Further, the committee found that, even when nominations had been made, banks were found to be insisting on submission of “unnecessary” documents, for example, an undertaking to indemnify the bank in case of any legal dispute arising in the future or succession certificates, etc., which are specially prohibited by regulation.

The committee also observed that, even when the requisite documents are submitted, the bank branch is sometimes not empowered to release claims beyond a limit and so cases are required to be referred to controlling offices, and even the bank’s head office, resulting in avoidable delays.

“Obtaining nomination in deposit accounts may be made mandatory to facilitate hassle-free settlement of claims in case of death of the account-holder,” the committee recommended. “The REs should be asked to obtain nominations in all such cases within a reasonable time period, say three years.”

Further, the committee recommended that the process for settling claims related to accounts of deceased customers also be made available online, which would allow for the submission of all the required documents and verification.

“The claims may be settled within a reasonable time period, say 30 days from the date of submission of all necessary documents,” the committee added. “The timeframe should also apply when the claims are physically submitted.”

Beyond 30 days, the committee suggested that REs be required to pay interest at a rate 2 per cent higher than the one at which the deceased person’s deposit was held.

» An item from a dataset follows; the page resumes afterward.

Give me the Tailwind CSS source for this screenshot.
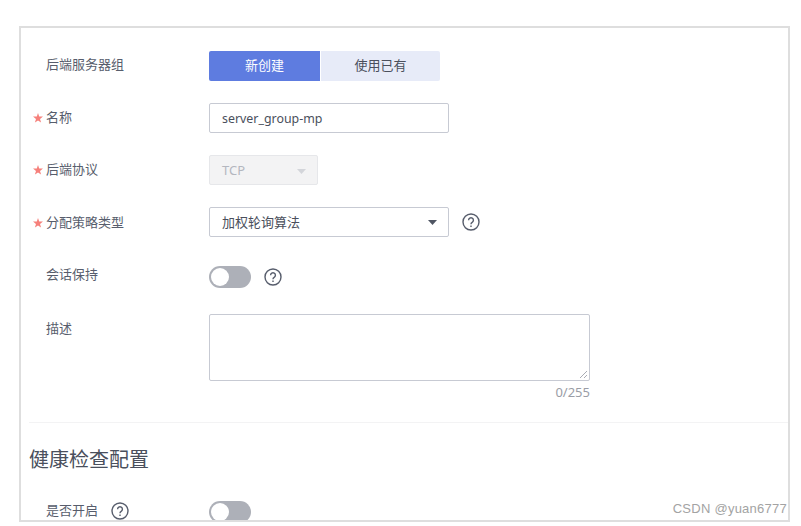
<!DOCTYPE html>
<html lang="zh-CN">
<head>
  <meta charset="UTF-8">
  <title>后端服务器组</title>
  <script src="https://cdn.jsdelivr.net/npm/@tailwindcss/browser@4"></script>
</head>
<body class="bg-white h-[526px] overflow-hidden font-['Noto_Sans','Noto_Sans_CJK_SC',sans-serif] text-[13px] text-[#575d6c]">

  <div class="ml-[19px] mt-[26px] w-[771px] h-[496px] border-2 border-[#dedede] overflow-hidden relative">
    <div class="pt-[23px]">

      <!-- 后端服务器组 -->
      <div class="flex h-[30px] items-center">
        <div class="w-[188px] pl-[25px] shrink-0 -mt-[2px]">后端服务器组</div>
        <button class="w-[111px] h-[30px] bg-[#5e7ce0] text-white rounded-l-[2px]">新创建</button>
        <button class="w-[119px] h-[30px] ml-[1px] bg-[#e7ebf8] text-[#4a4f5c] rounded-r-[2px]">使用已有</button>
      </div>

      <!-- 名称 -->
      <div class="flex h-[30px] items-center mt-[22px]">
        <div class="w-[188px] pl-[12px] shrink-0 flex items-center">
          <svg class="mr-[3px]" width="10" height="10" viewBox="0 0 10 10"><path d="M5 0l1.2 3.6H10L7 5.9 8.1 9.6 5 7.4 1.9 9.6 3 5.9 0 3.6h3.8z" fill="#f6807b"/></svg>名称</div>
        <div class="w-[240px] h-[30px] border border-[#c7cad3] rounded-[2px] flex items-center pl-[12px] pt-[2px] text-[12.4px] text-[#4a4f5c]">server_group-mp</div>
      </div>

      <!-- 后端协议 -->
      <div class="flex h-[30px] items-center mt-[22px]">
        <div class="w-[188px] pl-[12px] shrink-0 flex items-center">
          <svg class="mr-[3px]" width="10" height="10" viewBox="0 0 10 10"><path d="M5 0l1.2 3.6H10L7 5.9 8.1 9.6 5 7.4 1.9 9.6 3 5.9 0 3.6h3.8z" fill="#f6807b"/></svg>后端协议</div>
        <div class="w-[109px] h-[30px] border border-[#e6e7ea] bg-[#f3f3f4] rounded-[2px] flex items-center justify-between pl-[12px] pr-[11px] pt-[2px] text-[#b4b7bf]">
          <span>TCP</span>
          <svg width="9" height="5" viewBox="0 0 9 5"><path d="M0 0h9L4.5 5z" fill="#d3d5da"/></svg>
        </div>
      </div>

      <!-- 分配策略类型 -->
      <div class="flex h-[30px] items-center mt-[22px]">
        <div class="w-[188px] pl-[12px] shrink-0 flex items-center pt-[1px]">
          <svg class="mr-[3px]" width="10" height="10" viewBox="0 0 10 10"><path d="M5 0l1.2 3.6H10L7 5.9 8.1 9.6 5 7.4 1.9 9.6 3 5.9 0 3.6h3.8z" fill="#f6807b"/></svg>分配策略类型</div>
        <div class="w-[240px] h-[30px] border border-[#c7cad3] rounded-[2px] flex items-center justify-between pl-[12px] pr-[11px] pt-[1px] text-[#4a4f5c]">
          <span>加权轮询算法</span>
          <svg width="9" height="5" viewBox="0 0 9 5"><path d="M0 0h9L4.5 5z" fill="#4f5563"/></svg>
        </div>
        <svg class="ml-[13px]" width="18" height="18" viewBox="0 0 18 18" fill="none" stroke="#575d6c" stroke-width="1.4"><circle cx="9" cy="9" r="8"/><path d="M6.6 7.2a2.4 2.4 0 1 1 3.6 2.1c-.8.5-1.2.9-1.2 1.9"/><path d="M9 12.6v1.3"/></svg>
      </div>

      <!-- 会话保持 -->
      <div class="flex h-[22px] items-center mt-[29px]">
        <div class="w-[188px] pl-[25px] shrink-0 -mt-[4px]">会话保持</div>
        <div class="w-[42px] h-[22px] rounded-full bg-[#adb0b8] p-[2px]"><div class="w-[18px] h-[18px] rounded-full bg-white"></div></div>
        <svg class="ml-[13px]" width="18" height="18" viewBox="0 0 18 18" fill="none" stroke="#575d6c" stroke-width="1.4"><circle cx="9" cy="9" r="8"/><path d="M6.6 7.2a2.4 2.4 0 1 1 3.6 2.1c-.8.5-1.2.9-1.2 1.9"/><path d="M9 12.6v1.3"/></svg>
      </div>

      <!-- 描述 -->
      <div class="flex mt-[26px]">
        <div class="w-[188px] pl-[25px] shrink-0 pt-[5px]">描述</div>
        <div class="w-[381px]">
          <div class="h-[67px] border border-[#c7cad3] rounded-[2px] relative">
            <svg class="absolute right-[1px] bottom-[1px]" width="9" height="9" viewBox="0 0 9 9" stroke="#a9acb4" fill="none"><path d="M1 8l7-7M5 8l3-3"/></svg>
          </div>
          <div class="text-right text-[#9a9da6] mt-[2px] leading-[18px]">0/255</div>
        </div>
      </div>

      <div class="ml-[8px] mt-[21px] border-t border-[#f3f3f4]"></div>

      <h2 class="pl-[8px] mt-[23px] text-[20px] leading-[28px] text-[#4a4f5c]">健康检查配置</h2>

      <!-- 是否开启 -->
      <div class="flex h-[22px] items-center mt-[27px]">
        <div class="w-[188px] pl-[25px] shrink-0 flex items-center gap-[13px] -mt-[3px]">是否开启
          <svg width="18" height="18" viewBox="0 0 18 18" fill="none" stroke="#575d6c" stroke-width="1.4"><circle cx="9" cy="9" r="8"/><path d="M6.6 7.2a2.4 2.4 0 1 1 3.6 2.1c-.8.5-1.2.9-1.2 1.9"/><path d="M9 12.6v1.3"/></svg>
        </div>
        <div class="w-[42px] h-[22px] rounded-full bg-[#adb0b8] p-[2px]"><div class="w-[18px] h-[18px] rounded-full bg-white"></div></div>
      </div>
    </div>

    <!-- 水印 -->
    <div class="absolute right-[1px] bottom-[2px] font-['Liberation_Sans',sans-serif] text-[13px] tracking-[0.25px] text-[#a3a3a3]">CSDN @yuan6777</div>
  </div>

</body>
</html>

No limit on UPI transactions

The committee noted that payments through UPI were gaining popularity, and that UPI was largely being used for small value payments, something that should be encouraged.

“Currently, banks limit the debits in saving accounts,” it said. “In order to give a fillip to digital transactions, the committee recommends… the transactions undertaken through UPI may be kept outside the stipulated limits on debit transactions in saving bank accounts, including Basic Savings Bank Deposit Accounts.”

In other words, the committee suggested removing limits on the number of UPI transactions that can be done from an account.